Abortion ruling imperils gay marriage, other freedoms, liberal justices say
The court's three liberals, in a lengthy joint dissent, condemned the ruling as "catastrophic" and legally flawed - one that would let states force a woman to bring a pregnancy to term, and in some states, "to bear her rapist's child."
The US Supreme Court's decision erasing the constitutional right to abortion provides a roadmap to end other freedoms involving marriage, sexuality and birth control, its three liberal members said on Friday, while conservative Justice Clarence Thomas urged the court to take just that path.
Friday's 5-4 ruling, authored by conservative Justice Samuel Alito, overturned the 1973 Roe v Wade decision that legalized abortion nationwide.
The court's three liberals, in a lengthy joint dissent, condemned the ruling as "catastrophic" and legally flawed - one that would let states force a woman to bring a pregnancy to term, and in some states, "to bear her rapist's child."
They also spelled out the threat posed by the ruling to other rights that the court has recognized in decisions over the decades under a legal principle called "substantive due process" arising from the US Constitution's 14th Amendment, which prevents states from infringing liberties without "due process of law."
These precedents safeguarded an array of personal freedoms including contraception in a 1965 decision, interracial marriage in 1967, same-sex intimacy in 2003 and gay marriage in 2015.
We "cannot understand how anyone can be confident that today's opinion will be the last of its kind," the liberal justices wrote.
They advised the public to be skeptical of the court majority's assertion that the ruling should not be read to cast doubt on other precedents "that do not concern abortion."
"Think of someone telling you that the Jenga tower simply will not collapse," the dissenting justices wrote, referring to a game involving precariously stacked wooden blocks.
Indeed, Thomas called on the court to toss those substantive due process precedents for good.
In future cases, Thomas said, "we should reconsider all of this Court's substantive due process precedents," specifically mentioning the rulings protecting the rights to contraception, same-sex intimacy and gay marriage.
President Joe Biden told Americans to brace for further threats to established rights from this court's conservatives.
"I've warned about how this decision risks the broader right to privacy for everyone," Biden said. "... The right to make the best decisions for your health.

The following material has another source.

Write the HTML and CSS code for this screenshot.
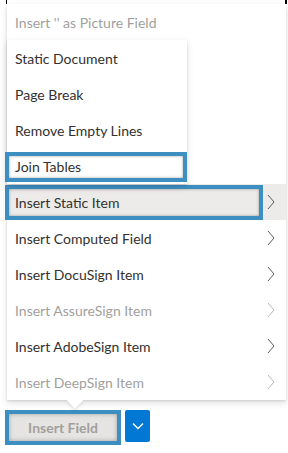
FILE: index.html
```html
<!DOCTYPE html>
<html lang="en">
<head>
    <meta charset="UTF-8">
    <meta name="viewport" content="width=device-width, initial-scale=1.0">
    <title>Insert Field</title>
    <link rel="stylesheet" href="styles.css">
</head>
<body>
    <div class="page">
        <div class="frame-top"></div>
        <div class="menu">
            <div class="item disabled">Insert '' as Picture Field</div>
            <div class="covered"></div>
            <div class="item has-sub active">
                <span>Insert Static Item</span>
                <svg class="chev" viewBox="0 0 8 16"><polyline points="1,1 7,8 1,15"/></svg>
            </div>
            <div class="item has-sub">
                <span>Insert Computed Field</span>
                <svg class="chev" viewBox="0 0 8 16"><polyline points="1,1 7,8 1,15"/></svg>
            </div>
            <div class="item has-sub">
                <span>Insert DocuSign Item</span>
                <svg class="chev" viewBox="0 0 8 16"><polyline points="1,1 7,8 1,15"/></svg>
            </div>
            <div class="item has-sub disabled">
                <span>Insert AssureSign Item</span>
                <svg class="chev" viewBox="0 0 8 16"><polyline points="1,1 7,8 1,15"/></svg>
            </div>
            <div class="item has-sub">
                <span>Insert AdobeSign Item</span>
                <svg class="chev" viewBox="0 0 8 16"><polyline points="1,1 7,8 1,15"/></svg>
            </div>
            <div class="item has-sub disabled">
                <span>Insert DeepSign Item</span>
                <svg class="chev" viewBox="0 0 8 16"><polyline points="1,1 7,8 1,15"/></svg>
            </div>

            <div class="submenu">
                <div class="item">Static Document</div>
                <div class="item">Page Break</div>
                <div class="item">Remove Empty Lines</div>
                <div class="item marked">Join Tables</div>
            </div>
            <div class="beak"></div>
        </div>

        <div class="actions">
            <button class="btn-insert">Insert Field</button>
            <button class="btn-drop">
                <svg viewBox="0 0 12 8"><polyline points="1,1.5 6,6.5 11,1.5"/></svg>
            </button>
        </div>
    </div>
</body>
</html>
```

FILE: styles.css
```css
body {
    margin: 0;
    background-color: #fff;
    font-family: "Segoe UI", Lato, "Noto Sans", sans-serif;
    font-size: 14px;
    color: #323130;
}
.page {
    padding: 0 2px 0 7px;
}
.frame-top {
    height: 4px;
    border-left: 1px solid #000;
    border-right: 2px solid #000;
    margin-left: -1px;
    margin-right: -1px;
}
.menu {
    position: relative;
    width: 279px;
    background-color: #fff;
    box-shadow: 0 3px 7px rgba(0, 0, 0, 0.13), 0 0.6px 1.8px rgba(0, 0, 0, 0.11);
}
.item {
    position: relative;
    height: 36px;
    display: flex;
    align-items: center;
    padding: 0 8px;
    white-space: nowrap;
}
.item.disabled {
    color: #a19f9d;
}
.has-sub {
    justify-content: space-between;
    padding-right: 11px;
}
.chev {
    width: 8px;
    height: 16px;
    fill: none;
    stroke: #4a4847;
    stroke-width: 0.9;
}
.disabled .chev {
    stroke: #b3b0ad;
}
.covered {
    height: 144px;
}
.active {
    background-color: #edebe9;
}
.active::after {
    content: "";
    position: absolute;
    left: -2px;
    top: 1px;
    right: 23px;
    bottom: 0;
    border: 4px solid #3d8fc2;
    box-shadow: inset 0 0 3px rgba(0, 0, 0, 0.35);
}
.submenu {
    position: absolute;
    top: 36px;
    left: 0;
    width: 180px;
    background-color: #fff;
    box-shadow: 0 3px 7px rgba(0, 0, 0, 0.13), 0 0.6px 1.8px rgba(0, 0, 0, 0.11);
}
.marked::after {
    content: "";
    position: absolute;
    left: -2px;
    top: 4px;
    right: 0;
    bottom: 2px;
    border: 4px solid #3d8fc2;
    box-shadow: inset 0 0 3px rgba(0, 0, 0, 0.35);
}
.beak {
    position: absolute;
    left: 62px;
    bottom: -6px;
    width: 12px;
    height: 12px;
    background-color: #fff;
    transform: rotate(45deg);
    box-shadow: 2px 2px 3px rgba(0, 0, 0, 0.08);
}
.actions {
    display: flex;
    align-items: flex-start;
    gap: 4px;
    margin-top: 10px;
    margin-left: -2px;
}
.btn-insert {
    width: 116px;
    height: 35px;
    border: 4px solid #3d8fc2;
    background-color: #e6e4e2;
    box-shadow: inset 0 0 4px rgba(0, 0, 0, 0.3);
    color: #a19f9d;
    font-family: inherit;
    font-size: 14px;
    font-weight: 700;
    padding: 0;
}
.btn-drop {
    width: 25px;
    height: 32px;
    border: none;
    border-radius: 2px;
    background-color: #0078d4;
    display: flex;
    align-items: center;
    justify-content: center;
    padding: 0;
}
.btn-drop svg {
    width: 12px;
    height: 8px;
    fill: none;
    stroke: #fff;
    stroke-width: 1.3;
}
```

The right to use birth control, a married couple in the privacy of their bedroom."
Though substantive due process rights are not explicitly mentioned in the Constitution, they are linked to personal privacy, autonomy, dignity and equality. The Roe ruling recognized that a right to personal privacy under the Constitution protects a woman's ability to terminate her pregnancy.
Conservative critics of the substantive due process principle have said it improperly lets unelected justices make policy choices better left to elected legislators.
Friday's ruling came in a case involving a Mississippi law that banned abortions after 15 weeks of pregnancy.
In a legal filing supporting Mississippi's defense of its ban, the anti-abortion group Texas Right to Life had urged the justices to write an opinion that leaves decisions on same-sex marriage and intimacy "hanging by a thread." They are, the group said, "as lawless as Roe."
'POTENTIAL LIFE'
Alito sought to distinguish abortion from other rights because it, unlike the others, destroys what the Roe ruling called "potential life."
Jennifer Mascott, a professor at George Mason University's Antonin Scalia Law School in Virginia, said the ruling should be viewed as limited to abortion and "not a signal that the court is going to uproot these other issues."
But the threat to other rights comes from its legal reasoning used by the court's majority to terminate the abortion right, according to other legal scholars.
Alito wrote that the right to abortion is not valid under the 14th Amendment because such rights must be "deeply rooted" in US history and tradition and essential to the nation's "scheme of ordered liberty." Most states in the 19th century had criminalized abortion, he said.
"All Alito can say is that abortion is different," said University of Texas law professor Elizabeth Sepper, an expert in healthcare law and religion. "But if the test of whether a right is protected is if it is deeply rooted in our nation's history and tradition, then a number of other fundamental rights can be challenged."
That critique is echoed in the dissenting opinion, which notes that American law did not until much later protect other freedoms including whom to marry, to use birth control or to be protected from sterilization.
"So if the majority is right in its legal analysis, all those decisions were wrong," the liberal justices said.
Sepper said that the most likely next targets for restrictions in certain states would be emergency contraception, which many conservatives view as akin to abortion, and same-sex marriage.
Friday's ruling resembles Alito's dissent in the court's same-sex marriage decision in which he said the 14th Amendment's due process promise protects only rights deeply rooted in America's history and tradition.
"And it is beyond dispute that the right to same-sex marriage is not among those rights," Alito wrote in that 2015 dissent.